What is required: Every entry below should be transcribed exactly; pictures stay out of the copy.

Start of Source material

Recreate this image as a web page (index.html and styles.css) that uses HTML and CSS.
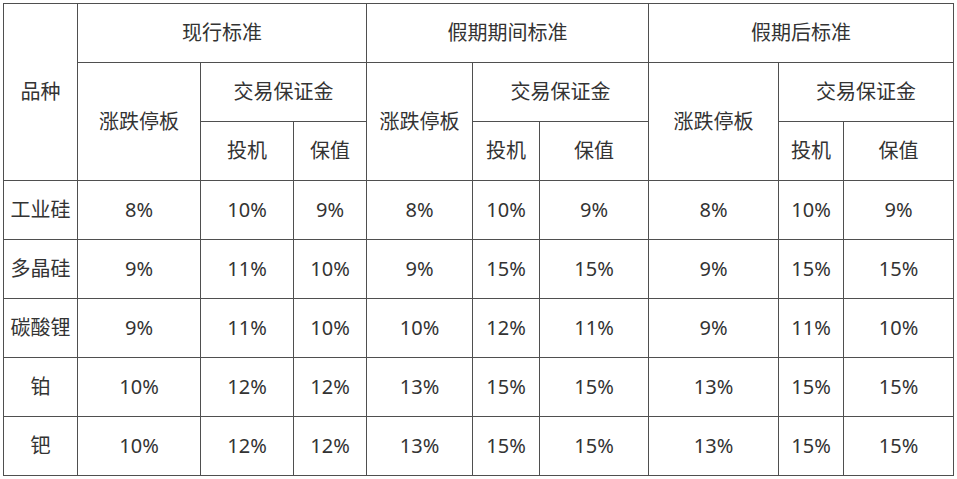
FILE: index.html
```html
<!DOCTYPE html>
<html lang="zh-CN">
<head>
<meta charset="utf-8">
<title>保证金标准</title>
<link rel="stylesheet" href="styles.css">
</head>
<body>
<table class="margin-table">
  <colgroup>
    <col class="c1"><col class="c2"><col class="c3"><col class="c4">
    <col class="c5"><col class="c6"><col class="c7">
    <col class="c8"><col class="c9"><col class="c10">
  </colgroup>
  <thead>
    <tr>
      <th rowspan="3">品种</th>
      <th colspan="3">现行标准</th>
      <th colspan="3">假期期间标准</th>
      <th colspan="3">假期后标准</th>
    </tr>
    <tr>
      <th rowspan="2">涨跌停板</th>
      <th colspan="2">交易保证金</th>
      <th rowspan="2">涨跌停板</th>
      <th colspan="2">交易保证金</th>
      <th rowspan="2">涨跌停板</th>
      <th colspan="2">交易保证金</th>
    </tr>
    <tr>
      <th>投机</th><th>保值</th>
      <th>投机</th><th>保值</th>
      <th>投机</th><th>保值</th>
    </tr>
  </thead>
  <tbody>
    <tr><td>工业硅</td><td>8%</td><td>10%</td><td>9%</td><td>8%</td><td>10%</td><td>9%</td><td>8%</td><td>10%</td><td>9%</td></tr>
    <tr><td>多晶硅</td><td>9%</td><td>11%</td><td>10%</td><td>9%</td><td>15%</td><td>15%</td><td>9%</td><td>15%</td><td>15%</td></tr>
    <tr><td>碳酸锂</td><td>9%</td><td>11%</td><td>10%</td><td>10%</td><td>12%</td><td>11%</td><td>9%</td><td>11%</td><td>10%</td></tr>
    <tr><td>铂</td><td>10%</td><td>12%</td><td>12%</td><td>13%</td><td>15%</td><td>15%</td><td>13%</td><td>15%</td><td>15%</td></tr>
    <tr><td>钯</td><td>10%</td><td>12%</td><td>12%</td><td>13%</td><td>15%</td><td>15%</td><td>13%</td><td>15%</td><td>15%</td></tr>
  </tbody>
</table>
</body>
</html>
```

FILE: styles.css
```css
html, body {
  margin: 0;
  padding: 0;
  background: #fff;
}
body {
  padding: 3px 0 0 3px;
}
.margin-table {
  border-collapse: collapse;
  table-layout: fixed;
  width: 950px;
  font-family: "Noto Sans", "Noto Sans CJK SC", sans-serif;
  font-size: 20px;
  color: #333;
}
.margin-table th,
.margin-table td {
  border: 1px solid #4f4f4f;
  height: 58px;
  padding: 0;
  text-align: center;
  vertical-align: middle;
  font-weight: normal;
  line-height: 1.2;
}
.c1 { width: 74px; }
.c2 { width: 123px; }
.c3 { width: 93px; }
.c4 { width: 73px; }
.c5 { width: 106px; }
.c6 { width: 67px; }
.c7 { width: 109px; }
.c8 { width: 130px; }
.c9 { width: 65px; }
.c10 { width: 110px; }
```
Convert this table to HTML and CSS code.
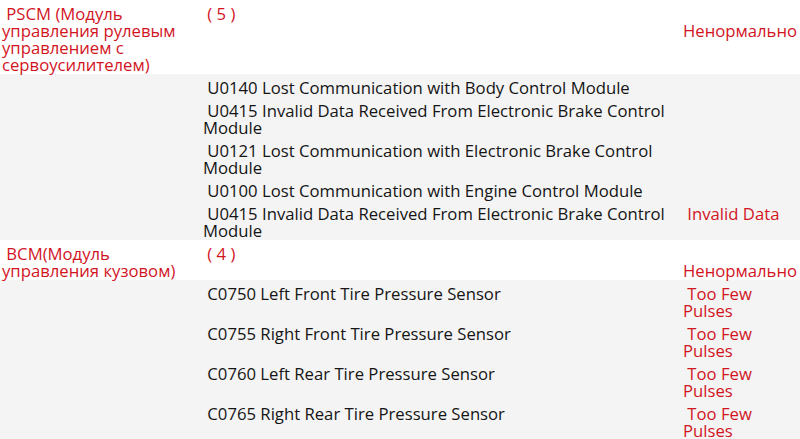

End of Source material

The answer:
Recreate this image as a web page (index.html and styles.css) that uses HTML and CSS.
FILE: index.html
```html
<!DOCTYPE html>
<html lang="zh-CN">
<head>
<meta charset="utf-8">
<title>保证金标准</title>
<link rel="stylesheet" href="styles.css">
</head>
<body>
<table class="margin-table">
  <colgroup>
    <col class="c1"><col class="c2"><col class="c3"><col class="c4">
    <col class="c5"><col class="c6"><col class="c7">
    <col class="c8"><col class="c9"><col class="c10">
  </colgroup>
  <thead>
    <tr>
      <th rowspan="3">品种</th>
      <th colspan="3">现行标准</th>
      <th colspan="3">假期期间标准</th>
      <th colspan="3">假期后标准</th>
    </tr>
    <tr>
      <th rowspan="2">涨跌停板</th>
      <th colspan="2">交易保证金</th>
      <th rowspan="2">涨跌停板</th>
      <th colspan="2">交易保证金</th>
      <th rowspan="2">涨跌停板</th>
      <th colspan="2">交易保证金</th>
    </tr>
    <tr>
      <th>投机</th><th>保值</th>
      <th>投机</th><th>保值</th>
      <th>投机</th><th>保值</th>
    </tr>
  </thead>
  <tbody>
    <tr><td>工业硅</td><td>8%</td><td>10%</td><td>9%</td><td>8%</td><td>10%</td><td>9%</td><td>8%</td><td>10%</td><td>9%</td></tr>
    <tr><td>多晶硅</td><td>9%</td><td>11%</td><td>10%</td><td>9%</td><td>15%</td><td>15%</td><td>9%</td><td>15%</td><td>15%</td></tr>
    <tr><td>碳酸锂</td><td>9%</td><td>11%</td><td>10%</td><td>10%</td><td>12%</td><td>11%</td><td>9%</td><td>11%</td><td>10%</td></tr>
    <tr><td>铂</td><td>10%</td><td>12%</td><td>12%</td><td>13%</td><td>15%</td><td>15%</td><td>13%</td><td>15%</td><td>15%</td></tr>
    <tr><td>钯</td><td>10%</td><td>12%</td><td>12%</td><td>13%</td><td>15%</td><td>15%</td><td>13%</td><td>15%</td><td>15%</td></tr>
  </tbody>
</table>
</body>
</html>
```

FILE: styles.css
```css
html, body {
  margin: 0;
  padding: 0;
  background: #fff;
}
body {
  padding: 3px 0 0 3px;
}
.margin-table {
  border-collapse: collapse;
  table-layout: fixed;
  width: 950px;
  font-family: "Noto Sans", "Noto Sans CJK SC", sans-serif;
  font-size: 20px;
  color: #333;
}
.margin-table th,
.margin-table td {
  border: 1px solid #4f4f4f;
  height: 58px;
  padding: 0;
  text-align: center;
  vertical-align: middle;
  font-weight: normal;
  line-height: 1.2;
}
.c1 { width: 74px; }
.c2 { width: 123px; }
.c3 { width: 93px; }
.c4 { width: 73px; }
.c5 { width: 106px; }
.c6 { width: 67px; }
.c7 { width: 109px; }
.c8 { width: 130px; }
.c9 { width: 65px; }
.c10 { width: 110px; }
```
Convert this table to HTML and CSS code.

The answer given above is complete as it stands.